Not the trial. The note.
But this one’s real and it’s getting worse by the hour.
One of the prosecution’s key witnesses in the federal sex trafficking and racketeering trial against Sean “Diddy” Combs has gone missing. Victim 3, as she’s been labeled in court filings, was expected to testify under her real name. Her story was described as personal and essential.
But now?
Poof. Gone.
Prosecutors say they can’t get in touch with her. The lawyer representing her is reportedly “dealing with personal issues.”
Excuse me? Personal issues? Now?
This isn’t some minor deposition. This is a high-stakes federal trial against one of the most powerful figures in music. Possibly the most important sex trafficking trial of the decade. And a key witness, whose testimony could devastate the defense, has just gone dark. And her lawyer can’t participate either? No explanation, no clarity, just vague mentions of personal complications?
Something’s off.
VICTIM 3
Victim 3 Is Missing. If you’ve been following along, you already know I’ve speculated that Victim 3 might be Anna Kane, the ex-wife of NHL star Evander Kane. She’s one of the few women who’s gone public, accusing Diddy of raping her when she was just 17. After being drugged and trafficked alongside another girl. She filed her civil suit under her real name. She said she wasn’t afraid.
But it’s possible I was wrong. The timeline doesn’t perfectly match. The testimony in court filings doesn’t fully align with hers. So either Victim 3 isn’t Anna Kane… or something changed.
***Editor’s Note:
I want to take a moment to clarify that while I previously speculated Victim 3 could be Anna Kane based on public court filings, timelines, and her own civil case. It’s now clear the match isn’t clean. I may have been wrong. And in a case like this, with lives on the line and stories that carry weight, I think it’s important to say that out loud.***
And now, with trial underway, we’ve learned that Victim 3 isn’t coming. Prosecutors revealed this week that they’ve lost contact with her and her lawyer. The official reason? “Personal issues.” No further detail. No protective order. No clear sign of whether she dropped out or was pulled out. Just a sudden and unexplained silence at the worst possible time.
Victim 3 was expected to deliver some of the most damning testimony in the case. Allegations of being drugged, trafficked, and raped while Combs watched and recorded. Her story echoed the broader pattern of coercion and surveillance that the government says underpins Diddy’s alleged criminal enterprise. She was going to connect the dots. Her testimony could have tipped the scales.
And now she’s gone.
The prosecution is pressing forward without her. They still have Cassie Ventura. They still have Victims 1, 2, and 4. Each with stories of abuse, humiliation, and control. A fifth woman will also be permitted to testify under Rule 404(b), even though she isn’t tied to specific charges. But make no mistake: Victim 3 was supposed to be a keystone. Her absence shakes the foundation.

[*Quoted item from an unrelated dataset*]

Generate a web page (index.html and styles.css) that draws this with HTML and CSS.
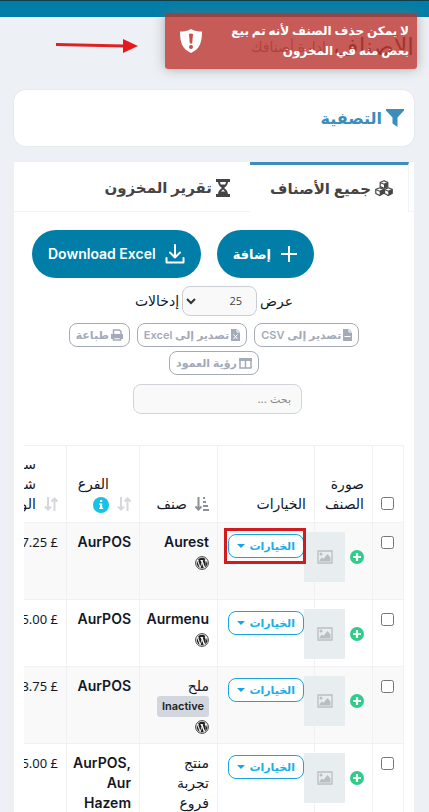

Whether she was intimidated, traumatized, or simply unable to go through with it. We may never know. But her silence says as much about the system as her words ever could.
What Happened to Her?
Was she intimidated?
Paid off?
Scared out of her skin?
Is she curled up on a friend’s couch, sobbing with her phone turned off?
Or is she in an undisclosed location with a new phone, a new story, and a lawyer we’ll never meet?
Because whoever she is and whatever her story was supposed to be, she mattered.
She was the government’s pressure point. She was the narrative anchor. The girl in the room no one could explain away.
Maybe that’s why she had to disappear.
Prosecutors told the court they’ve lost contact with her and with her attorney, who has withdrawn from communication entirely, citing only “personal issues.” That’s it. No motion to withdraw. No sealed filings. No alternate counsel stepping in. Just radio silence from someone who was supposed to walk into federal court and deliver one of the most devastating testimonies in the case.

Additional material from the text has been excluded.